Costa Rica’s Solís presents State of the Nation report to invigorated opposition
Elected a year ago on a wave of euphoria and following promises of change, President Luis Guillermo Solís addressed Costa Rica Friday night in his first State of the Nation speech with fewer accomplishments to report than he would have hoped for.
Facing an historically fractured legislature, divisions from within his own ruling Citizen Action Party (PAC), and squandered political capital from his landslide election in April 2014 following relatively minor but persistent blunders, Solís had few victories to claim. After a coup in the Legislative Assembly wrested power from his party, the first-time politician will have to hope fresh faces in his Cabinet and lessons learned from his first year can be leveraged into a more productive next 12 months.
Solís said he wants to focus his efforts in the coming year on shoring up Costa Rica’s fiscal future, job creation and improving infrastructure.
When his speech turned to the country’s finances, Solís was not afraid to use hyperbole to make his point.
“Public debt is a time bomb that we must diffuse!” Solís said.

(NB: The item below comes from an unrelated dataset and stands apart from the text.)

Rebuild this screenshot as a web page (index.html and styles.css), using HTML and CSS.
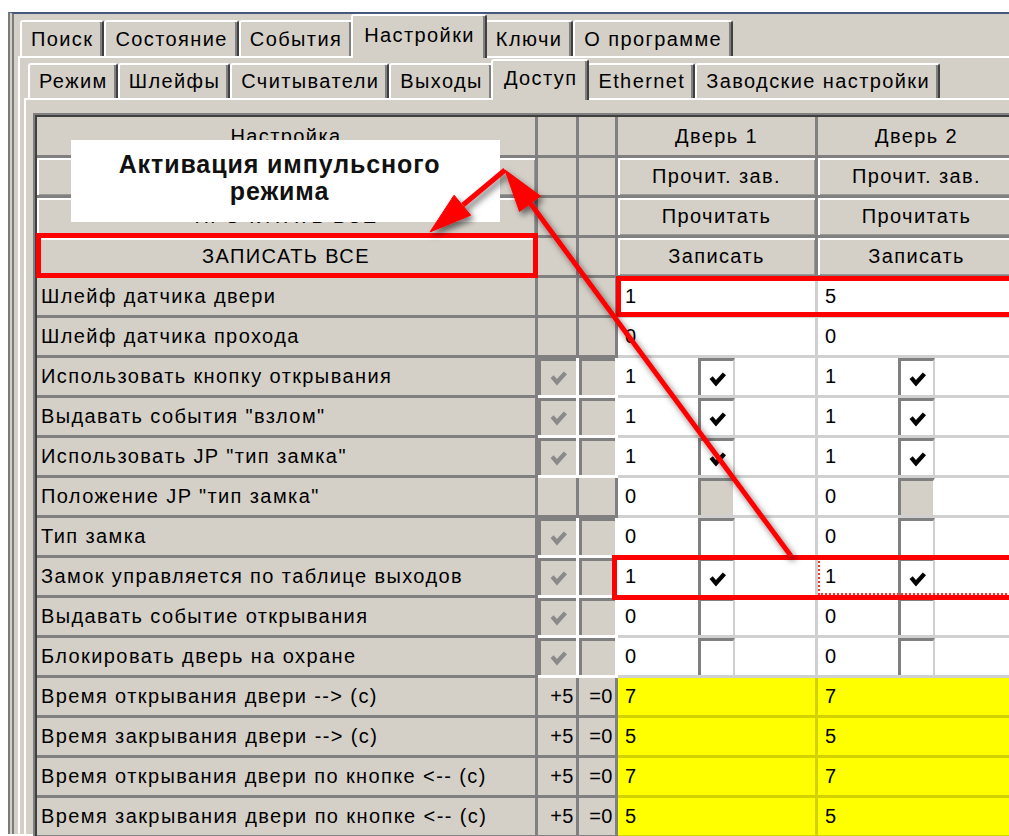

According to the president, servicing Costa Rica’s public debt has increased to $1.6 billion annually, up from $795 million annually a decade ago.
Solís outlined his government’s efforts to slow the growth of the fiscal deficit, including reducing spending by ₡700 billion — $1.3 billion — out of the ₡8.4 trillion budget. He boasted that the government has slowed the increase in spending to its lowest level in six years, at 9.3 percent annually, down from 13.4 percent in 2013.
Chronicling his administration’s efforts to curb public spending, Solís urged lawmakers to take up his proposed value-added tax instead of the current sales tax to help close the deficit, as well as measures to fight tax evasion and improve collection of existing taxes.
“The government of the republic has stabilized the fiscal situation without approving new taxes,” he said. “What has been achieved so far is fragile.”
Solís also focused on his administration’s efforts to address Costa Rica’s stubbornly high poverty rate, especially on outreach to women entrepreneurs. The president also said that an additional ₡180 billion — $342 million — would be made available for small businesses loans. A new jobs program, “Mi Primer Empleo,” will create 30,000 jobs for young people and women, he said.
The government invested ₡1.8 billion ($3.4 million) in seed funds to 1,417 women during his first year in office out of an anticipated 5,000 women total. His anti-poverty program, “Puente al Desarrollo,” launched this year with the aim of helping 54,600 families across the country living in extreme poverty.
The government will also make a significant investment in improving the country’s agriculture extension services, he said.
Following legislative victories for Route 32 and San Ramón highway expansions, Solís said he would prioritize improvements to San José’s roundabouts, repairs to bridges, including the Virilla Bridge over the General Cañas Highway, and the northern stretch of the Circunvalación highway.
The bumpy road ahead
“A difficult year awaits us,” Solís told lawmakers Friday evening on the floor of the Legislative Assembly.
“Difficult” was an understatement. After a newly formed coalition of opposition lawmakers led by Social Christian Unity lawmaker Rafael Oritz won control of the Legislative Assembly from PAC Friday morning, the Solís administration faced a better organized, more forceful opposition.
Many of the president’s legislative priorities outlined in his speech — equal rights for same-sex couples, in vitro fertilization and new taxes to reduce the deficit — have already been called non-starters by the new coalition, reported the daily La República.
Solís said he is “satisfied” with the Legislative Assembly’s progress but much of the administration’s legislation was moribund for the last 12 months. Some of the most talked about legislation, including financing for the San Ramón and Route 32 highway expansions, originated during the previous administration of President Laura Chinchilla (2010-2014).
The president recently named a new presidency minister, Sergio Alfaro Salas, as his adminsitration’s envoy to the legislative branch. The fresh start might help motivate lawmakers to find common ground on other bills Solís mentioned during his State of the Nation speech, including animal welfare, tax evasion, anti-contraband, and improving transparency and efficiency in the use of public funds.
Despite the setbacks of his first year in office and the challenges that lie ahead, the president did not waver from the transformative message that got him elected.
“The fundamental challenge that we face as a nation is to build a new democratic culture that delivers us greater economic prosperity and, in parallel, greater social equality,” Solís said. “As we all know: Saying it is easy; achieving it is far too difficult.”